_Excerpted records_.
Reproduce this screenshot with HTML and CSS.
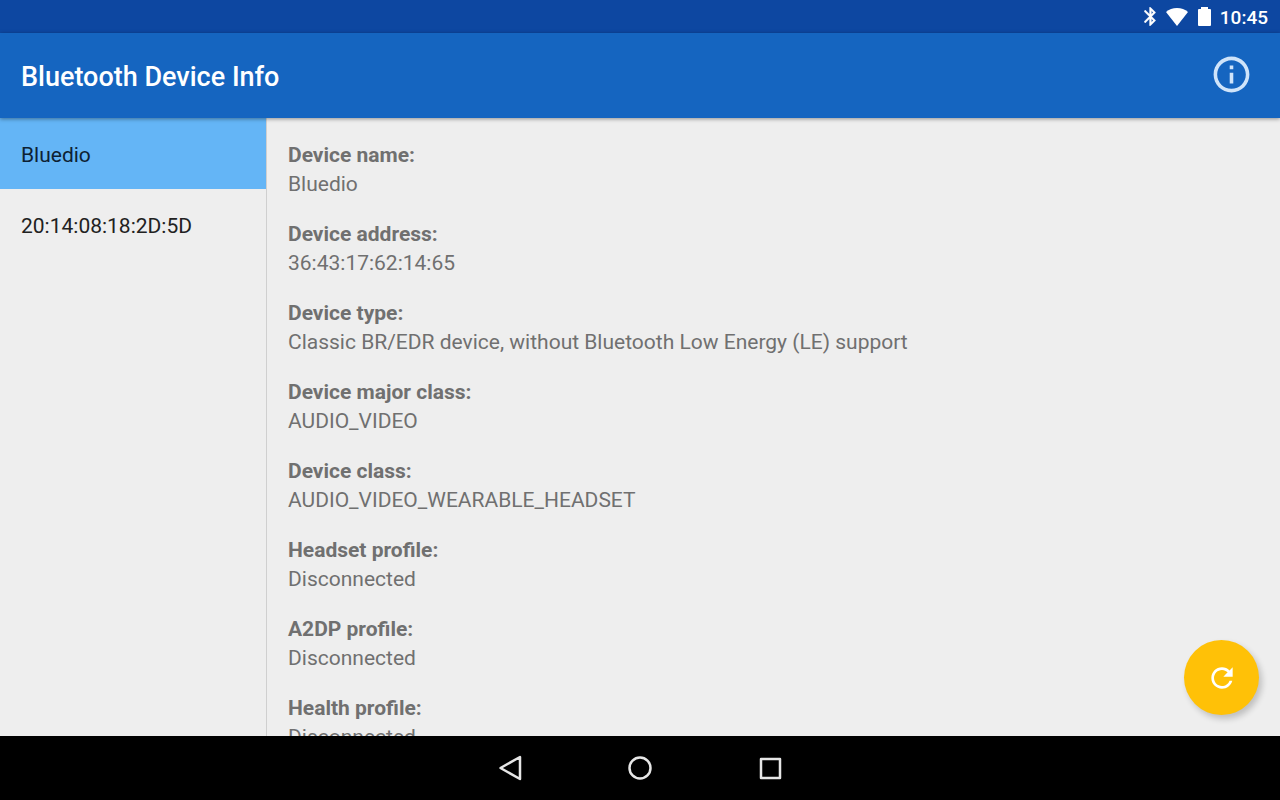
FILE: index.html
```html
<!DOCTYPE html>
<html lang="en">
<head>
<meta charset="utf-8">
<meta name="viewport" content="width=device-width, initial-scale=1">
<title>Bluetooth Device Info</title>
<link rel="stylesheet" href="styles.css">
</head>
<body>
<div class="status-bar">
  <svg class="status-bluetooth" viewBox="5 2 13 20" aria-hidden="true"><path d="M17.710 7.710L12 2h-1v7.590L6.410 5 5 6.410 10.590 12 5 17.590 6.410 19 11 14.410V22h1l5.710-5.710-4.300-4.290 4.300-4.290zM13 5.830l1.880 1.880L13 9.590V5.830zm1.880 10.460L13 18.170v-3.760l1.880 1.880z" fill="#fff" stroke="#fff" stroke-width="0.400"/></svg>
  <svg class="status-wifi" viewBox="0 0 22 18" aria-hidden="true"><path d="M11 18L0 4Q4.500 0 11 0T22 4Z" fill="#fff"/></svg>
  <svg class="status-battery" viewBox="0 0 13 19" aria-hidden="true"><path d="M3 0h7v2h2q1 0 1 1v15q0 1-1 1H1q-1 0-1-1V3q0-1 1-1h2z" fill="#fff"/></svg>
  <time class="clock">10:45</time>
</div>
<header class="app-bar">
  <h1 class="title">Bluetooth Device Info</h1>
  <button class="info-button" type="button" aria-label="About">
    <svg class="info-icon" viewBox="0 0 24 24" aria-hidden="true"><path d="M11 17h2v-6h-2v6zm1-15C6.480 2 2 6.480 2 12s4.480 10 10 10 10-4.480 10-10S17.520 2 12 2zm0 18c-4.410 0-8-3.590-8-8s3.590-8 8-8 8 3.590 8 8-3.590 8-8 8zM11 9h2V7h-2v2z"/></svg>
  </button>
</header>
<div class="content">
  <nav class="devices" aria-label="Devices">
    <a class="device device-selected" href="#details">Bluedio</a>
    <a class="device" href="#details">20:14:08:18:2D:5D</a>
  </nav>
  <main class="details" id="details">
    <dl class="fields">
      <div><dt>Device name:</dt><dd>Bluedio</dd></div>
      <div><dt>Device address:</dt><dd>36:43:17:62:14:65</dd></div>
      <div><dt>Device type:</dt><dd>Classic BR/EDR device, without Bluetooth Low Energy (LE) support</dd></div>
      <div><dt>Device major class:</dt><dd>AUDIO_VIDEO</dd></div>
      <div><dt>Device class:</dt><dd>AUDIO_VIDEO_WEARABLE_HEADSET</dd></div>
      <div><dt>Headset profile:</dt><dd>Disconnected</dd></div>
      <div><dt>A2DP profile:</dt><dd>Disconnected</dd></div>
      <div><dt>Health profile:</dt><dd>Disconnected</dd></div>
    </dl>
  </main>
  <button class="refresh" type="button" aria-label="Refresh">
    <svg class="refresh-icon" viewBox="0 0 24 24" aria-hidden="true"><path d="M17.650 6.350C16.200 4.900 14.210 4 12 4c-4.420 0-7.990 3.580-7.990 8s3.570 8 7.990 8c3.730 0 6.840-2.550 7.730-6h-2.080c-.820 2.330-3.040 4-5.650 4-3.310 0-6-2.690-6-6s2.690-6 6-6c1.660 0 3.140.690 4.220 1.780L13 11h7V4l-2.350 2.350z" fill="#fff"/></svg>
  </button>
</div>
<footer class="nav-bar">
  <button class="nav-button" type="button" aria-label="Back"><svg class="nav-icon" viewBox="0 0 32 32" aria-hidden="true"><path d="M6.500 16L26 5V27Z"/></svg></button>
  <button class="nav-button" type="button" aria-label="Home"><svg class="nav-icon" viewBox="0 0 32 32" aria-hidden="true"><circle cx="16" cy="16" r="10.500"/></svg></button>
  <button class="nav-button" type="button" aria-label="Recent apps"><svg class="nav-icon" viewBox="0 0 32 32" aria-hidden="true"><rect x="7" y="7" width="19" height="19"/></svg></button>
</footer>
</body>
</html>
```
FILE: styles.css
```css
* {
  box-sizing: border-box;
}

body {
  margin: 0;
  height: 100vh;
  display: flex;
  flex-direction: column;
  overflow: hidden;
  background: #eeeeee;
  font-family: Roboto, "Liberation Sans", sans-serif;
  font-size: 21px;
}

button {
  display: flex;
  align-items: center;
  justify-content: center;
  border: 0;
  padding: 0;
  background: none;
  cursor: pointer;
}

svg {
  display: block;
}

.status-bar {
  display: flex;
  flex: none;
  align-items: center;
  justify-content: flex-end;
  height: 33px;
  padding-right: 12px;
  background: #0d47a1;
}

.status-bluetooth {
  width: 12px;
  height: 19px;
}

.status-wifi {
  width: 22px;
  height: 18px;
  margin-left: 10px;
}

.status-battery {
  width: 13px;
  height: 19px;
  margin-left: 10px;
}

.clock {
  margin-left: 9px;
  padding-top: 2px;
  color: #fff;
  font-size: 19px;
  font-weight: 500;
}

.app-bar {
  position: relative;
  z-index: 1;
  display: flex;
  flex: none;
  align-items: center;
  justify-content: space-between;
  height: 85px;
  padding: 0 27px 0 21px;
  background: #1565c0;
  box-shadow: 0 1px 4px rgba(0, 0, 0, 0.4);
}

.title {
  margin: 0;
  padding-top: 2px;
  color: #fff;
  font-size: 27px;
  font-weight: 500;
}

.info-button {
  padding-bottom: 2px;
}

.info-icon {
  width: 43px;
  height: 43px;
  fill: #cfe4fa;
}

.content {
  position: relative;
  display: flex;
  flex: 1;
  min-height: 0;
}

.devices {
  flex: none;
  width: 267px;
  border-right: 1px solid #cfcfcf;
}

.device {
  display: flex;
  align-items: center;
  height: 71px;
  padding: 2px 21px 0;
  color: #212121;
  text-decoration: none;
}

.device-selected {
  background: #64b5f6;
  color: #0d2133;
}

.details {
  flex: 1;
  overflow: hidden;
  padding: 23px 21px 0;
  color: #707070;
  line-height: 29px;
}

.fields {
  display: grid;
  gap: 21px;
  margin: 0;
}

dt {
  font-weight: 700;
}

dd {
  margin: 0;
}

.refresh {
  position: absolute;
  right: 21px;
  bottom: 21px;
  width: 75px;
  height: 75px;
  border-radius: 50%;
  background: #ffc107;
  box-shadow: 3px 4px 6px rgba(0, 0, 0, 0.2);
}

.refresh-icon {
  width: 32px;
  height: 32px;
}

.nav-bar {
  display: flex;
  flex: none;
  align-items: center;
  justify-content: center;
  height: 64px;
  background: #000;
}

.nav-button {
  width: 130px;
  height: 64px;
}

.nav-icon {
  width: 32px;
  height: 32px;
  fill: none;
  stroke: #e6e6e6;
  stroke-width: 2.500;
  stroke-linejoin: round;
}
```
--
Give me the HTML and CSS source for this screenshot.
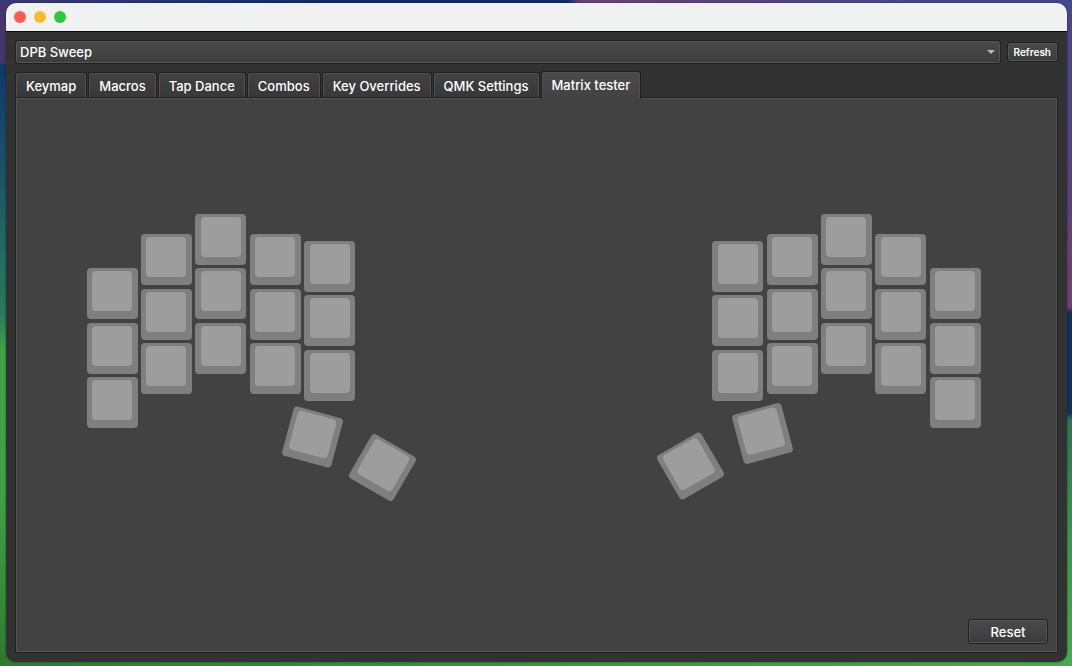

_Goal_. Within the listing above, find every line containing the string "screenshot" and return it.

_Correct output_.
Reproduce this screenshot with HTML and CSS.
Give me the HTML and CSS source for this screenshot.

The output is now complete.